■ Data to use ■
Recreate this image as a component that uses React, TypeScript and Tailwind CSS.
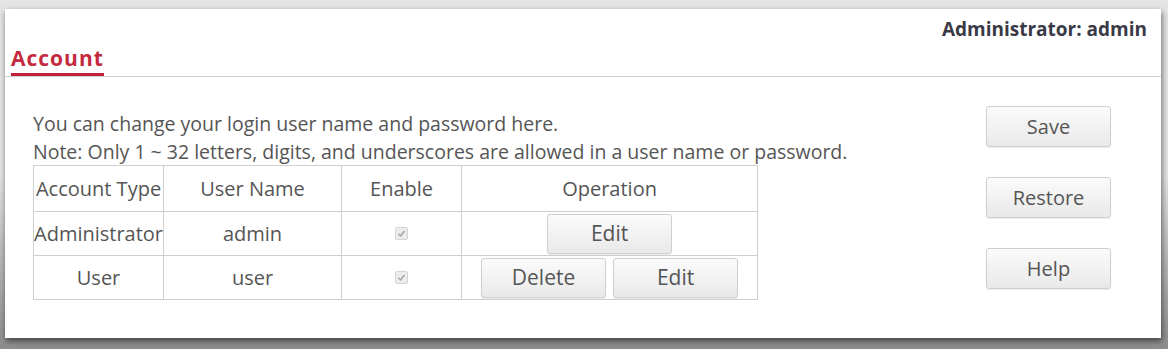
import React from "react";

const font = { fontFamily: '"Open Sans", "Noto Sans", sans-serif' };

function Btn({ label, className = "" }: { label: string; className?: string }) {
  return (
    <button
      className={
        "flex items-center justify-center rounded-[3px] border border-[#cfcfcf] bg-gradient-to-b from-[#fbfbfb] to-[#e9e9e9] text-[#555] shadow-[0_1px_1px_rgba(0,0,0,0.08)] " +
        className
      }
    >
      {label}
    </button>
  );
}

function Check() {
  return (
    <span className="inline-flex h-[13px] w-[13px] items-center justify-center rounded-[2px] border border-[#d4d4d4] bg-[#ececec]">
      <svg width="9" height="9" viewBox="0 0 9 9">
        <path d="M1.5 4.8 L3.6 6.8 L7.6 2" fill="none" stroke="#a8a8a8" strokeWidth="1.6" />
      </svg>
    </span>
  );
}

export default function App() {
  const cell = "border border-[#cfcfcf] text-center align-middle p-0 whitespace-nowrap";
  return (
    <div
      className="h-[349px] w-[1168px] overflow-hidden bg-gradient-to-b from-[#e4e4e4] via-[#e4e4e4] to-[#8c8c8c] pl-[5px] pr-[7px] pt-[9px]"
      style={font}
    >
      <div className="flex h-[329px] flex-col bg-white shadow-[1px_3px_6px_rgba(0,0,0,0.55)]">
        <div className="flex justify-end pr-[14px] pt-[7px] text-[19px] font-bold leading-[26px] text-[#3a3a46]">
          Administrator: admin
        </div>
        <div className="mt-[3px] border-b border-[#cfcfcf] pl-[6px]">
          <div className="inline-block border-b-[3px] border-[#c0243a] pb-[1px] text-[21px] font-bold leading-[27px] tracking-[1px] text-[#c42a3e]">
            Account
          </div>
        </div>
        <div className="flex flex-1">
          <div className="flex-1 pl-[28px] pt-[33px]">
            <div className="whitespace-nowrap text-[19.5px] leading-[28px] text-[#555]">
              You can change your login user name and password here.
            </div>
            <div className="whitespace-nowrap text-[19.5px] leading-[27px] text-[#555]">
              Note: Only 1 ~ 32 letters, digits, and underscores are allowed in a user name or password.
            </div>
            <table className="table-fixed border-collapse text-[20px] text-[#555]">
              <tbody>
                <tr className="h-[46px]">
                  <td className={cell + " w-[129px]"}>Account Type</td>
                  <td className={cell + " w-[178px]"}>User Name</td>
                  <td className={cell + " w-[120px]"}>Enable</td>
                  <td className={cell + " w-[296px]"}>Operation</td>
                </tr>
                <tr className="h-[44px]">
                  <td className={cell}>Administrator</td>
                  <td className={cell}>admin</td>
                  <td className={cell}>
                    <div className="flex justify-center"><Check /></div>
                  </td>
                  <td className={cell}>
                    <div className="flex justify-center">
                      <Btn label="Edit" className="h-[40px] w-[125px] text-[21px]" />
                    </div>
                  </td>
                </tr>
                <tr className="h-[44px]">
                  <td className={cell}>User</td>
                  <td className={cell}>user</td>
                  <td className={cell}>
                    <div className="flex justify-center"><Check /></div>
                  </td>
                  <td className={cell}>
                    <div className="flex justify-center gap-[7px]">
                      <Btn label="Delete" className="h-[40px] w-[125px] text-[21px]" />
                      <Btn label="Edit" className="h-[40px] w-[125px] text-[21px]" />
                    </div>
                  </td>
                </tr>
              </tbody>
            </table>
          </div>
          <div className="flex flex-col gap-[30px] pr-[50px] pt-[29px]">
            <Btn label="Save" className="h-[41px] w-[125px] text-[20px]" />
            <Btn label="Restore" className="h-[41px] w-[125px] text-[20px]" />
            <Btn label="Help" className="h-[41px] w-[125px] text-[20px]" />
          </div>
        </div>
      </div>
    </div>
  );
}
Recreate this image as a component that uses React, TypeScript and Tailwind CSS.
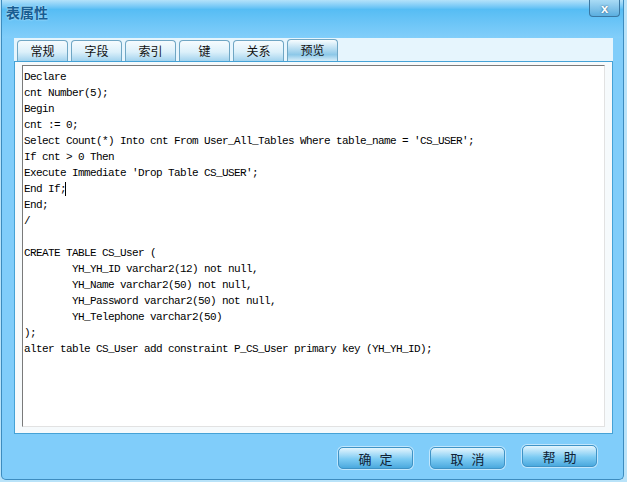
const tabs = ['常规', '字段', '索引', '键', '关系', '预览']

const sqlLines = [
  'Declare',
  'cnt Number(5);',
  'Begin',
  'cnt := 0;',
  "Select Count(*) Into cnt From User_All_Tables Where table_name = 'CS_USER';",
  'If cnt > 0 Then',
  "Execute Immediate 'Drop Table CS_USER';",
  'End If;|',
  'End;',
  '/',
  '',
  'CREATE TABLE CS_User (',
  '        YH_YH_ID varchar2(12) not null,',
  '        YH_Name varchar2(50) not null,',
  '        YH_Password varchar2(50) not null,',
  '        YH_Telephone varchar2(50)',
  ');',
  'alter table CS_User add constraint P_CS_User primary key (YH_YH_ID);',
]

const cjk = "font-['Noto_Sans_CJK_SC',sans-serif]"

function DialogButton({ label, raised }: { label: [string, string]; raised?: boolean }) {
  return (
    <button
      type="button"
      className={`flex h-[22px] w-[75px] items-center justify-center gap-[8px] rounded-[5px] border border-[#3f93c6] bg-linear-to-b from-[#e3f5fd] via-[#7ccbf3] via-55% to-[#4aa9de] text-[13px] leading-none text-[#0f2236] shadow-[0_0_0_1px_rgba(255,255,255,0.5)] ${cjk} ${
        raised ? '-mt-[2px]' : ''
      }`}
    >
      <span>{label[0]}</span>
      <span>{label[1]}</span>
    </button>
  )
}

function App() {
  return (
    <div className="h-[482px] w-[627px] overflow-hidden bg-[#b9e3f9]">
      <div className="ml-[1px] flex h-[480px] w-[623px] flex-col rounded-b-[5px] border border-t-0 border-[#3d8cbf] bg-[#80cdfa]">
        {/* title bar */}
        <div className="flex h-[38px] shrink-0 items-start justify-between bg-linear-to-b from-[#b4e2fa] via-[#56bdf4] via-25% to-[#82cefa] pl-[4px]">
          <span className={`mt-[4px] text-[14px] font-bold leading-[17px] text-[#175d92] [text-shadow:0_0_2px_#d6f0fc] ${cjk}`}>
            表属性
          </span>
          <button
            type="button"
            className="mr-[3px] flex h-[17px] w-[31px] items-center justify-center rounded-b-[4px] border border-t-0 border-[#3b78a2] bg-linear-to-b from-[#a9dbf5] to-[#5aaedf] text-[13px] font-bold leading-none text-white [text-shadow:0_0_2px_#1f4f72] font-['Liberation_Sans',sans-serif]"
          >
            x
          </button>
        </div>

        {/* tab control */}
        <div className="ml-[12px] flex w-[599px] flex-col">
          <div className="flex h-[23px] items-end gap-[3px] bg-[#e6f5fd] pl-[3px]">
            {tabs.map((t, i) => {
              const active = i === tabs.length - 1
              return (
                <div
                  key={t}
                  className={`flex w-[51px] items-start justify-center rounded-t-[4px] border border-b-0 border-[#6fa6c4] pt-[2px] text-[12px] leading-[16px] text-[#111] ${cjk} ${
                    active
                      ? 'h-[22px] bg-linear-to-b from-[#f7fcfe] via-[#8cc8e8] via-70% to-[#d8eef9]'
                      : 'h-[21px] bg-linear-to-b from-[#f6fbfe] via-[#dcf0fa] via-55% to-[#a2d3ee]'
                  }`}
                >
                  {t}
                </div>
              )
            })}
          </div>
          <div className="h-[373px] border border-[#45a2d6] bg-[#f6fafc] px-[7px] pt-[3px] pb-[6px]">
            <div className="h-full border-t border-l border-[#7a7a7a] border-r-[#e2e2e2] border-b-[#e2e2e2] border-r border-b bg-white">
              <pre className="pt-[3px] pl-[1px] font-['Liberation_Mono',monospace] text-[11px] leading-[16px] tracking-[-0.6px] text-black">
                {sqlLines.map((line, i) =>
                  line.endsWith('|') ? (
                    <div key={i} className="flex h-[16px] items-center">
                      <span>{line.slice(0, -1)}</span>
                      <span className="ml-[-1px] h-[14px] w-px bg-black" />
                    </div>
                  ) : (
                    <div key={i} className="h-[16px]">
                      {line}
                    </div>
                  ),
                )}
              </pre>
            </div>
          </div>
        </div>

        {/* buttons */}
        <div className="mt-[13px] flex items-start justify-end gap-[17px] pr-[26px]">
          <DialogButton label={['确', '定']} />
          <DialogButton label={['取', '消']} />
          <DialogButton label={['帮', '助']} raised />
        </div>
      </div>
    </div>
  )
}

export default App
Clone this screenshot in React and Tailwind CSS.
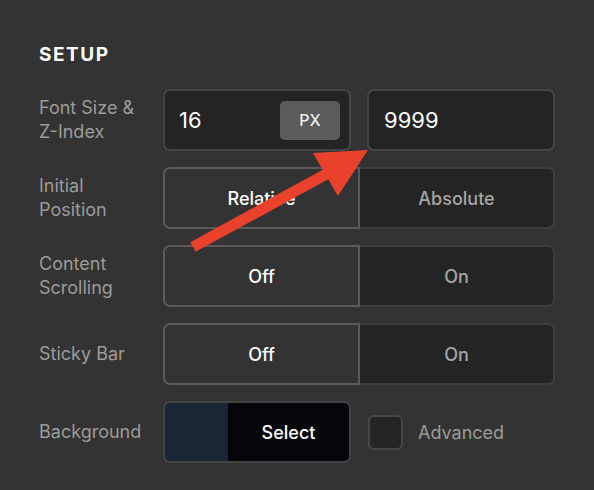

■ Prompt ■
Count how many lines above include the word "React" and answer with that figure only.

■ Result of the task ■
4